Among the findings, Yonder’s report says that the Russians “created an expansive cross-platform media mirage targeting the Black community, which shared and cross-promoted authentic Black media to create an immersive influence ecosystem.”
For example, Yonder identified a “Black Matters” campaign that the IRA ran like a “midsized media ‘brand,’” with its own dedicated Facebook pages, Twitter account, Instagram account, YouTube videos, Tumblr page, Google ads, Facebook ads and even an associated SoundCloud account. That “brand,” however, was just part of a larger online network where it was intertwined with other IRA content targeting African-Americans as well as legitimate African-American-focused pages and accounts.
“The degree of integration into authentic Black community media was not replicated in the otherwise Right-leaning or otherwise Left-leaning content,” the report says.
The Oxford report says one goal was to persuade African-Americans to boycott the election or to follow incorrect voting procedures to suppress the vote. The same tactics, the report said, have more recently been employed targeting Mexican-American and Hispanic voters to undermine their faith in U.S. institutions.
The reports also conclude that rather than slacking off after the 2016 election was over, the online influence operations increased “substantially,” including a 2017 shift to Instagram that saw in total nearly 200 million “engagements” on the photo-sharing social media platform.

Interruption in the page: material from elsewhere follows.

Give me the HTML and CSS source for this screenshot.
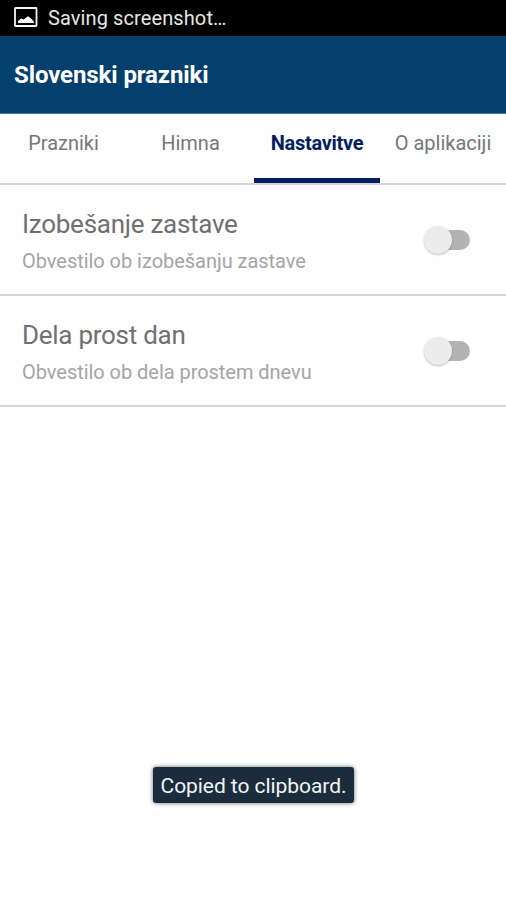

“Instagram engagement outperformed Facebook, which may indicate its strength as a tool in image-centric memetic (meme) warfare. Alternately, it is possible that the IRA’s Instagram engagement was the result of click farms; a few of the provided accounts reference what appears to be a live engagement farm,” the Yonder report says. “Our assessment is that Instagram is likely to be a key battleground on an ongoing basis.”
Ben Nimmo, an information defense fellow at the Atlantic Council’s Digital Forensic Research Lab, told ABC News that Instagram is "tailor-made for hashtag propaganda."
"It’s also tailor-made for non-English speakers. A meme, a hashtag, that’s all you need," he said.
Senate Intelligence Committee Chairman Richard Burr, R-N.C., said the newly released data “demonstrates how aggressively Russia sought to divide Americans by race, religion and ideology, and how the IRA actively worked to erode trust in our democratic institutions.”
“Most troublingly, it shows that these activities have not stopped,” Burr said. “This should stand as a wake-up call to us all that none of us are immune from this threat, and it is time to get serious in addressing this challenge.”
The reports do not include information on potential influence targeting the 2018 midterm elections. The U.S. intelligence community is currently putting together its own report on the question of midterm interference, which is due to be sent to the White House in the coming days.
A spokesperson for Facebook, which owns Instagram, told ABC News they had not seen the two new reports, but said, “As we've said all along, Congress and the intelligence community are best placed to use the information we and others provide to determine the political motivations of actors like the Internet Research Agency. We continue to fully cooperate with officials investigating the IRA's activity on Facebook and Instagram around the 2016 election.”
“We've provided thousands of ads and pieces of content to the Senate Select Committee on Intelligence for review and shared information with the public about what we found,” the spokesperson said. “Since then, we've made progress in helping prevent interference on our platforms during elections, strengthened our policies against voter suppression ahead of the 2018 midterms, and funded independent research on the impact of social media on democracy.”
A spokesperson for Twitter told ABC News that the company has made "significant strides since 2016 to counter manipulation of our service," including the disclosure of data related to Russia's influence operation for independent study.
After the 2016 election, the U.S. intelligence community announced that Russia attempted to interfere in the election at the direction of Russian leadership. The intelligence community did not measure how much the campaign affected the outcome of the election – if at all – and it remains an open, controversial and potentially “unknowable” question.
Editor's note: This story has been updated to reflect New Knowledge's new name.